Let the second approach be used as an example for cost modeling. Assuming that the goal is to minimize latency and energy consumption of local devices, let \({\text {E}}^{tot}\) denote the total energy consumption of mobile devices, while \({{E}^{loc}}\) and \({{E}^{com}}\) denote the energy consumption of local execution and the energy consumption of migrating data between local devices and edge servers respectively. Thus, the total consumed energy \({{E}^{tot}}\) can be expressed as:
$$\begin{aligned} {{E}^{tot}}={{E}^{loc}}+{{E}^{com}} \end{aligned}$$
(5)
Then assume that \({{T}^{tot}}\) denotes the execution time of application from start to end, \({{T}^{loc}}\), \({{T}^{edge}}\) and \({{T}^{com}}\) denote the time needed for a part of the task to be executed locally, the time needed for a part of the task to be executed at the edge node and the communication time needed for data migration between the local device and the edge server respectively.

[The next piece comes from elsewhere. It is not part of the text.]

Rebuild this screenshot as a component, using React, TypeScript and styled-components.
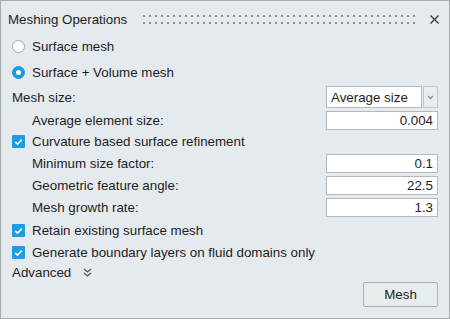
import React from "react";
import styled, { createGlobalStyle } from "styled-components";

const Global = createGlobalStyle`
  html, body { margin: 0; padding: 0; background: #e4eaee; }
  * { box-sizing: border-box; }
`;

const Panel = styled.div`
  width: 450px;
  height: 319px;
  border: 1px solid #a6abb0;
  background: #e4eaee;
  display: flex;
  flex-direction: column;
  font-family: "Liberation Sans", Arial, sans-serif;
  font-size: 13.33px;
  color: #1e1e1e;
`;

const TitleBar = styled.div`
  height: 37px;
  display: flex;
  align-items: center;
  padding: 0 9px 0 7px;
`;

const Title = styled.span`
  white-space: nowrap;
`;

const Grip = styled.svg`
  flex: 1;
  height: 9px;
  margin: 0 10px 0 16px;
`;

const CloseButton = styled.svg`
  width: 11px;
  height: 11px;
  flex: none;
`;

const Body = styled.div`
  display: flex;
  flex-direction: column;
  padding: 0 11px;
`;

const Row = styled.div<{ $h: number; $mt: number; $indent?: boolean }>`
  height: ${(p) => p.$h}px;
  margin-top: ${(p) => p.$mt}px;
  padding-left: ${(p) => (p.$indent ? 20 : 0)}px;
  display: flex;
  align-items: center;
  white-space: nowrap;
`;

const Label = styled.span`
  flex: 1;
`;

const RadioCircle = styled.span<{ $on?: boolean }>`
  width: 13px;
  height: 13px;
  border-radius: 50%;
  flex: none;
  margin-right: 7px;
  background: ${(p) => (p.$on ? "#1a9be0" : "#ffffff")};
  border: 1px solid ${(p) => (p.$on ? "#1a9be0" : "#a3a7ab")};
  display: flex;
  align-items: center;
  justify-content: center;
  &::after {
    content: "";
    display: ${(p) => (p.$on ? "block" : "none")};
    width: 5px;
    height: 5px;
    border-radius: 50%;
    background: #ffffff;
  }
`;

const CheckBox = styled.span`
  width: 13px;
  height: 13px;
  flex: none;
  margin-right: 7px;
  background: #1d9de2;
  border-radius: 1px;
  display: flex;
  align-items: center;
  justify-content: center;
`;

const Field = styled.div`
  width: 112px;
  height: 19px;
  background: #ffffff;
  border: 1px solid #b4b8bc;
  display: flex;
  align-items: center;
  justify-content: flex-end;
  padding-right: 4px;
`;

const Select = styled.div`
  width: 112px;
  height: 22px;
  display: flex;
`;

const SelectValue = styled.div`
  flex: 1;
  background: #ffffff;
  border: 1px solid #b4b8bc;
  display: flex;
  align-items: center;
  padding-left: 4px;
`;

const SelectArrow = styled.div`
  width: 15px;
  margin-left: 1px;
  border: 1px solid #c2c6ca;
  background: #e9edf0;
  display: flex;
  align-items: center;
  justify-content: center;
`;

const Expander = styled.svg`
  width: 9px;
  height: 9px;
  margin-left: 12px;
`;

const ButtonRow = styled.div`
  display: flex;
  justify-content: flex-end;
`;

const Button = styled.button`
  width: 75px;
  height: 25px;
  border: 1px solid #aab0b5;
  border-radius: 2px;
  background: #e7ecef;
  font-family: inherit;
  font-size: 13.33px;
  color: #1e1e1e;
  padding: 0;
`;

const Check = () => (
  <svg width="9" height="8" viewBox="0 0 9 8">
    <polyline points="1.3,4.2 3.5,6.2 7.8,1.6" fill="none" stroke="#fff" strokeWidth="1.6" />
  </svg>
);

export default function App() {
  return (
    <>
      <Global />
      <Panel>
        <TitleBar>
          <Title>Meshing Operations</Title>
          <Grip>
            <defs>
              <pattern id="dots" width="6" height="7" patternUnits="userSpaceOnUse">
                <rect x="0" y="0" width="2" height="2" fill="#8d9297" />
              </pattern>
            </defs>
            <rect x="0" y="0" width="100%" height="9" fill="url(#dots)" />
          </Grip>
          <CloseButton viewBox="0 0 11 11">
            <path d="M1.5 1.5 L9.5 9.5 M9.5 1.5 L1.5 9.5" stroke="#3a3a3a" strokeWidth="1.3" />
          </CloseButton>
        </TitleBar>
        <Body>
          <Row $h={17} $mt={0}>
            <RadioCircle />
            <Label>Surface mesh</Label>
          </Row>
          <Row $h={17} $mt={9}>
            <RadioCircle $on />
            <Label>Surface + Volume mesh</Label>
          </Row>
          <Row $h={22} $mt={5}>
            <Label>Mesh size:</Label>
            <Select>
              <SelectValue>Average size</SelectValue>
              <SelectArrow>
                <svg width="7" height="5" viewBox="0 0 7 5">
                  <polyline points="1,1 3.5,3.5 6,1" fill="none" stroke="#8a8e92" strokeWidth="1.3" />
                </svg>
              </SelectArrow>
            </Select>
          </Row>
          <Row $h={19} $mt={3} $indent>
            <Label>Average element size:</Label>
            <Field>0.004</Field>
          </Row>
          <Row $h={19} $mt={2}>
            <CheckBox>
              <Check />
            </CheckBox>
            <Label>Curvature based surface refinement</Label>
          </Row>
          <Row $h={19} $mt={3} $indent>
            <Label>Minimum size factor:</Label>
            <Field>0.1</Field>
          </Row>
          <Row $h={19} $mt={3} $indent>
            <Label>Geometric feature angle:</Label>
            <Field>22.5</Field>
          </Row>
          <Row $h={19} $mt={3} $indent>
            <Label>Mesh growth rate:</Label>
            <Field>1.3</Field>
          </Row>
          <Row $h={19} $mt={4}>
            <CheckBox>
              <Check />
            </CheckBox>
            <Label>Retain existing surface mesh</Label>
          </Row>
          <Row $h={19} $mt={3}>
            <CheckBox>
              <Check />
            </CheckBox>
            <Label>Generate boundary layers on fluid domains only</Label>
          </Row>
          <Row $h={19} $mt={1}>
            <span>Advanced</span>
            <Expander viewBox="0 0 9 9">
              <polyline points="1,1 4.5,4 8,1" fill="none" stroke="#555" strokeWidth="1.3" />
              <polyline points="1,5 4.5,8 8,5" fill="none" stroke="#555" strokeWidth="1.3" />
            </Expander>
          </Row>
          <ButtonRow>
            <Button>Mesh</Button>
          </ButtonRow>
        </Body>
      </Panel>
    </>
  );
}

So \({{T}^{tot}}\) can be expressed as:
$$\begin{aligned} {{T}^{tot}}={{T}^{loc}}+{{T}^{edge}}+{{T}^{com}} \end{aligned}$$
(6)
Next, we choose energy consumption minimization as the final optimization objective while limiting the total execution time:
$$\begin{aligned} {Min\ {{E}^{tot}}}\\ {\text {s.t. }{{T}^{tot}}< D},\nonumber \end{aligned}$$
(7)
where D denotes the deadline to complete execution of the application. The values of \({{E}^{loc}}\) and \({{T}^{loc}}\) depend on the workload of the application running locally and the computing capability of the local device. The values of \({{E}^{com}}\) and \({{T}^{com}}\) are mainly affected by the variation of network bandwidth. \({{T}^{edge}}\) is determined by the workload of the application offloaded to the edge and the computing capability of the edge servers.